[STATED GOAL]
Lines containing the word "that" are to be located and copied.

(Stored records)
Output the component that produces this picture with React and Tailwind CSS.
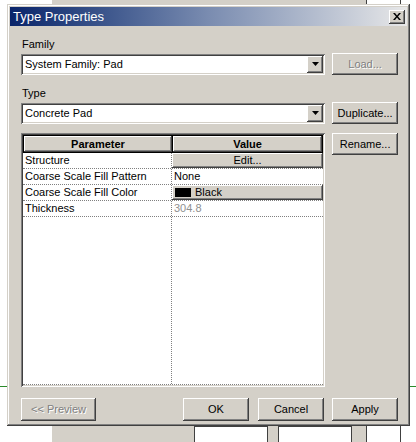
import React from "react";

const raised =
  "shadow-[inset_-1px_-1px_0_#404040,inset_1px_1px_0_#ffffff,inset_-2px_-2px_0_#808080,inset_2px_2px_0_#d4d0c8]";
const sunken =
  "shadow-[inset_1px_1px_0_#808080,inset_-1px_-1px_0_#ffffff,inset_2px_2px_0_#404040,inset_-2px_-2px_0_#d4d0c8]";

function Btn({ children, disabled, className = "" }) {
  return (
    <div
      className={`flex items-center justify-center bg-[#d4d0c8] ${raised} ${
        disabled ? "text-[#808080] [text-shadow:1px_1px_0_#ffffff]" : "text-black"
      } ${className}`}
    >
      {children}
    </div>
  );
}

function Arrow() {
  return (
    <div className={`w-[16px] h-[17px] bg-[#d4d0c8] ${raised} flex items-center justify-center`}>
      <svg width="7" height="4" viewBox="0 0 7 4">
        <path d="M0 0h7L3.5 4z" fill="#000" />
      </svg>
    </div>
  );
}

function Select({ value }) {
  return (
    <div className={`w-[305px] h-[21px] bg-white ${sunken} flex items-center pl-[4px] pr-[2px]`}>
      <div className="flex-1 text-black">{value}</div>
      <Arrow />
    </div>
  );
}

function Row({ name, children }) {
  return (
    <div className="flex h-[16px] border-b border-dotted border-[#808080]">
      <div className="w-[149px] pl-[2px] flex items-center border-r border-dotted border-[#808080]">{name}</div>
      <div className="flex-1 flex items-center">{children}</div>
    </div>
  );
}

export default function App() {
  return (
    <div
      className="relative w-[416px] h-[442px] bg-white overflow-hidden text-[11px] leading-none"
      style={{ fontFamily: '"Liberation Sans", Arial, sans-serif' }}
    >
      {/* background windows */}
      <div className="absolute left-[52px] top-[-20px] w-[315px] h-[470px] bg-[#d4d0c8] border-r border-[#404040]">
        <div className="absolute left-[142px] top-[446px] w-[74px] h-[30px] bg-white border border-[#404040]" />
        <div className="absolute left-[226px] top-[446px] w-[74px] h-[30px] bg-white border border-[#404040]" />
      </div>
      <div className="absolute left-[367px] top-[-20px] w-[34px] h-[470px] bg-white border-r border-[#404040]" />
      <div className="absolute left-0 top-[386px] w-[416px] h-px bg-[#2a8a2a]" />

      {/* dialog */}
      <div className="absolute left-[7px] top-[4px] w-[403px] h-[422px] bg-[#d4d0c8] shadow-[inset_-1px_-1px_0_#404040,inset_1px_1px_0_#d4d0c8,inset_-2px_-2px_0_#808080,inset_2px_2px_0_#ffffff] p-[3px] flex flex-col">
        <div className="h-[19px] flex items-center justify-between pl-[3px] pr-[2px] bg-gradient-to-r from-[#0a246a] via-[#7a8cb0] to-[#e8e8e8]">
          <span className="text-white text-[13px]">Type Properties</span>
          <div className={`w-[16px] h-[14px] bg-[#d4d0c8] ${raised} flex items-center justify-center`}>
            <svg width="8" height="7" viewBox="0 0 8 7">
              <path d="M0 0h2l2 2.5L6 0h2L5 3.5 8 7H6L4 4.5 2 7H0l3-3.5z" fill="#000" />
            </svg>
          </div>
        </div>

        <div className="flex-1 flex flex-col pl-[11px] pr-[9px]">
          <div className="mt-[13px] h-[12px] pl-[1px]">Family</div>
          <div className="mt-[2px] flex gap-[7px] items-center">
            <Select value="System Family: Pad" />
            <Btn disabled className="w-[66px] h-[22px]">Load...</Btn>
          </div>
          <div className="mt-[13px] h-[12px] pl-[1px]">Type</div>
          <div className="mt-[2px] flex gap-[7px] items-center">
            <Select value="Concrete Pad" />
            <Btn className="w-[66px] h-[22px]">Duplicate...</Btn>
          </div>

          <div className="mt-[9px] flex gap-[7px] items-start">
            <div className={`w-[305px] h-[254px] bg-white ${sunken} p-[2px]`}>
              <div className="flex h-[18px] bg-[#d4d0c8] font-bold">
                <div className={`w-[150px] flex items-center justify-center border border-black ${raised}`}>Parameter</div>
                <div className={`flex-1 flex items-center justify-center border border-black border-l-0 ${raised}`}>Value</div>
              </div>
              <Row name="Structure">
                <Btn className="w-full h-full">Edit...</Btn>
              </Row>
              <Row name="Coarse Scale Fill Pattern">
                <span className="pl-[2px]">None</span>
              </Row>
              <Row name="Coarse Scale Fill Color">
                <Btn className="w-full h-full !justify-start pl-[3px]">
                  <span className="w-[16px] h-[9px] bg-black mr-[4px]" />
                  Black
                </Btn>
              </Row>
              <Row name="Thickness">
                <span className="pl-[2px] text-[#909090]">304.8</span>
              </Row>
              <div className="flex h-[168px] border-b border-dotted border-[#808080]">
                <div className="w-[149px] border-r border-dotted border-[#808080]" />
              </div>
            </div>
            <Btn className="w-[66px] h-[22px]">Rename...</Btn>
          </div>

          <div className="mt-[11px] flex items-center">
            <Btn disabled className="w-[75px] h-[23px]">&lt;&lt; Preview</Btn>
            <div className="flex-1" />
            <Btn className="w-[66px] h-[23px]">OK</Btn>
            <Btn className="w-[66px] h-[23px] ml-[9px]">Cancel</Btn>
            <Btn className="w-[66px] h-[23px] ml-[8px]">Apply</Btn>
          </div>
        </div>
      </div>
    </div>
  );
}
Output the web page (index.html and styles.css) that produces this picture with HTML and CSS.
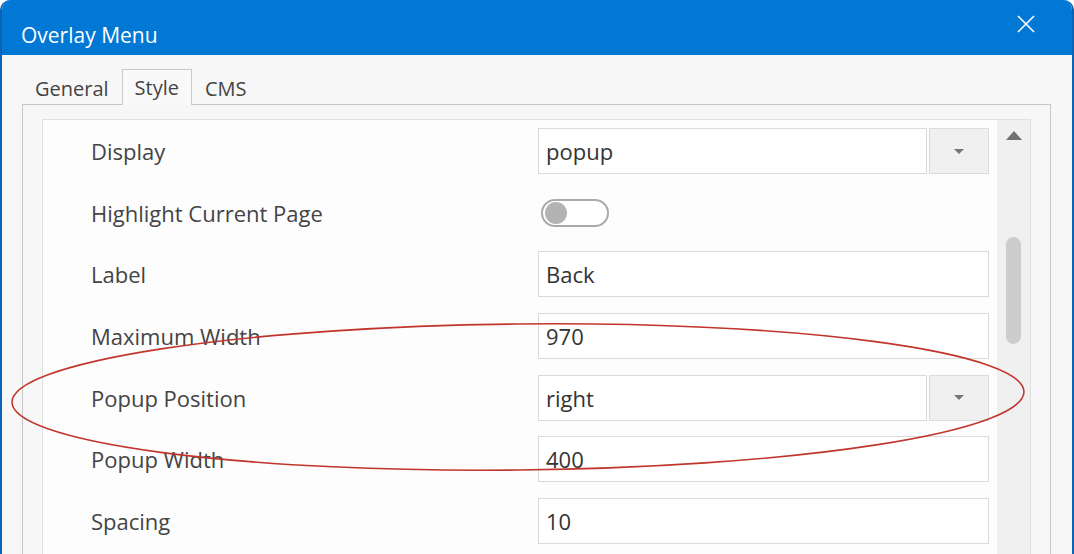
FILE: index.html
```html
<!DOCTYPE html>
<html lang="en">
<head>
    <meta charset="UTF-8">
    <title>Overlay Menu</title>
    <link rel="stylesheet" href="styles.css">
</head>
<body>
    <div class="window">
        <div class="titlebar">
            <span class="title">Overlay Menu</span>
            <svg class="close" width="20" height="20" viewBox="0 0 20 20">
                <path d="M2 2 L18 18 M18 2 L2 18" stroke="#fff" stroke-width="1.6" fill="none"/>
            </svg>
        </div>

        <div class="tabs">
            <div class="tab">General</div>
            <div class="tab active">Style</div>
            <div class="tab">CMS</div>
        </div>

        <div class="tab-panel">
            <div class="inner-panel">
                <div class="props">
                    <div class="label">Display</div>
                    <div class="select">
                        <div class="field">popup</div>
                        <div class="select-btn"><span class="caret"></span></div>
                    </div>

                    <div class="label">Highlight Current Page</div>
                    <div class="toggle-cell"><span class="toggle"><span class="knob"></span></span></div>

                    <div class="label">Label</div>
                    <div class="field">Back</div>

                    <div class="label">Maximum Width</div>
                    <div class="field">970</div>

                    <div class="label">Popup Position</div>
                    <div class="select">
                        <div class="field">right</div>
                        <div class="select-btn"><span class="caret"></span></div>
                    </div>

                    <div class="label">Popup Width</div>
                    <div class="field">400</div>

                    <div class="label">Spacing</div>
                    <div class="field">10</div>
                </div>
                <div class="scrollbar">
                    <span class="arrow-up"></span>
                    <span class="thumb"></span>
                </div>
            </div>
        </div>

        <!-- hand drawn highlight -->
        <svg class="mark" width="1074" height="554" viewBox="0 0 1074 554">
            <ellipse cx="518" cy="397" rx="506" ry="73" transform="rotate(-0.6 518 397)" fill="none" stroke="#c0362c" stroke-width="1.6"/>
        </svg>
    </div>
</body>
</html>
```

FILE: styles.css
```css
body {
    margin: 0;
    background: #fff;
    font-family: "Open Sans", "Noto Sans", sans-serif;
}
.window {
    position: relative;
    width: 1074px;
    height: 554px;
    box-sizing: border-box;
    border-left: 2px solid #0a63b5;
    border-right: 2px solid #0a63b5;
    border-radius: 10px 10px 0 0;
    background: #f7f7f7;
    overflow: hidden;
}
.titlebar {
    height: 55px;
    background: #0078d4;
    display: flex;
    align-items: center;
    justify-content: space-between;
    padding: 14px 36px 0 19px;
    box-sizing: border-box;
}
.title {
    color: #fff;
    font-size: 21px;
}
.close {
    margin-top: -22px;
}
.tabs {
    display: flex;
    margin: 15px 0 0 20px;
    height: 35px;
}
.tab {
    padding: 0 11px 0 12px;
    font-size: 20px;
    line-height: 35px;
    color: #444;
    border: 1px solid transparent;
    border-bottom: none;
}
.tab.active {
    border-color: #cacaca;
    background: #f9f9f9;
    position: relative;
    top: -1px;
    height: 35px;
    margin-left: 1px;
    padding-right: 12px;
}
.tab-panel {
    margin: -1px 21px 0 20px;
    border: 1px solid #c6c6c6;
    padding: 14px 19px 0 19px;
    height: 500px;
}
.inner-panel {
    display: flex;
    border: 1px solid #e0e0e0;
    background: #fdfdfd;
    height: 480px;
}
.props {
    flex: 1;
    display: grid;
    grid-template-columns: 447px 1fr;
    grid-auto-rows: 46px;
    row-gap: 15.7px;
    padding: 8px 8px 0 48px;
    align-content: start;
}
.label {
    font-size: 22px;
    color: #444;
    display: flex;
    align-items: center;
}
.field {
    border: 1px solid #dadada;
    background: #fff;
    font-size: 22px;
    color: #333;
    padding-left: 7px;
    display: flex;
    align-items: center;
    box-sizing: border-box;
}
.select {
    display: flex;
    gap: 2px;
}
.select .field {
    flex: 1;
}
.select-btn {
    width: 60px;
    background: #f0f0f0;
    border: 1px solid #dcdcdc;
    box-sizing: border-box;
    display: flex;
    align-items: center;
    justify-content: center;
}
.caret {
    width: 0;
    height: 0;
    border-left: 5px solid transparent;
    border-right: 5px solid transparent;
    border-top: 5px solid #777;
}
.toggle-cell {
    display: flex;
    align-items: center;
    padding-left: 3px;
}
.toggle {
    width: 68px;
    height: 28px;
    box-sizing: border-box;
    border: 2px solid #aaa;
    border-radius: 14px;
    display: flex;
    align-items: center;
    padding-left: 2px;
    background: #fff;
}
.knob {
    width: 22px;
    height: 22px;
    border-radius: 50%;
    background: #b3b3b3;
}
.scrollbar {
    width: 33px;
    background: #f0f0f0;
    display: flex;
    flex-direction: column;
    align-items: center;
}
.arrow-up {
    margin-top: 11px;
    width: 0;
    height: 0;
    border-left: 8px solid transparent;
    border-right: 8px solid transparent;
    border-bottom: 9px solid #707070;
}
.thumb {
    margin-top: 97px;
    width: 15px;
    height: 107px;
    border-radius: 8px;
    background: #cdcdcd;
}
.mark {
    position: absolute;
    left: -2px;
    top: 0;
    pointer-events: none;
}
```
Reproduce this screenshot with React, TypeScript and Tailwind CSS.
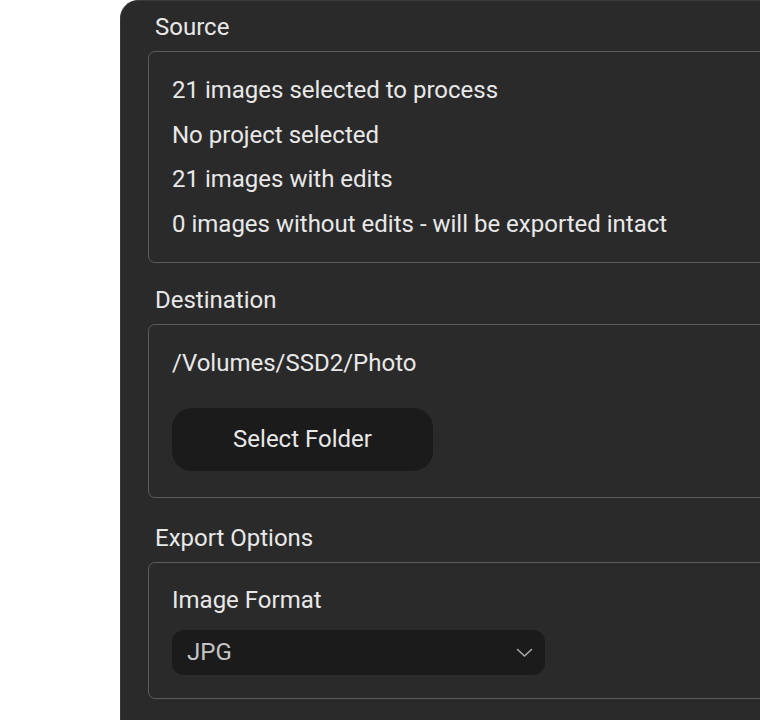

[SOLUTION]
Output the component that produces this picture with React and Tailwind CSS.
Output the web page (index.html and styles.css) that produces this picture with HTML and CSS.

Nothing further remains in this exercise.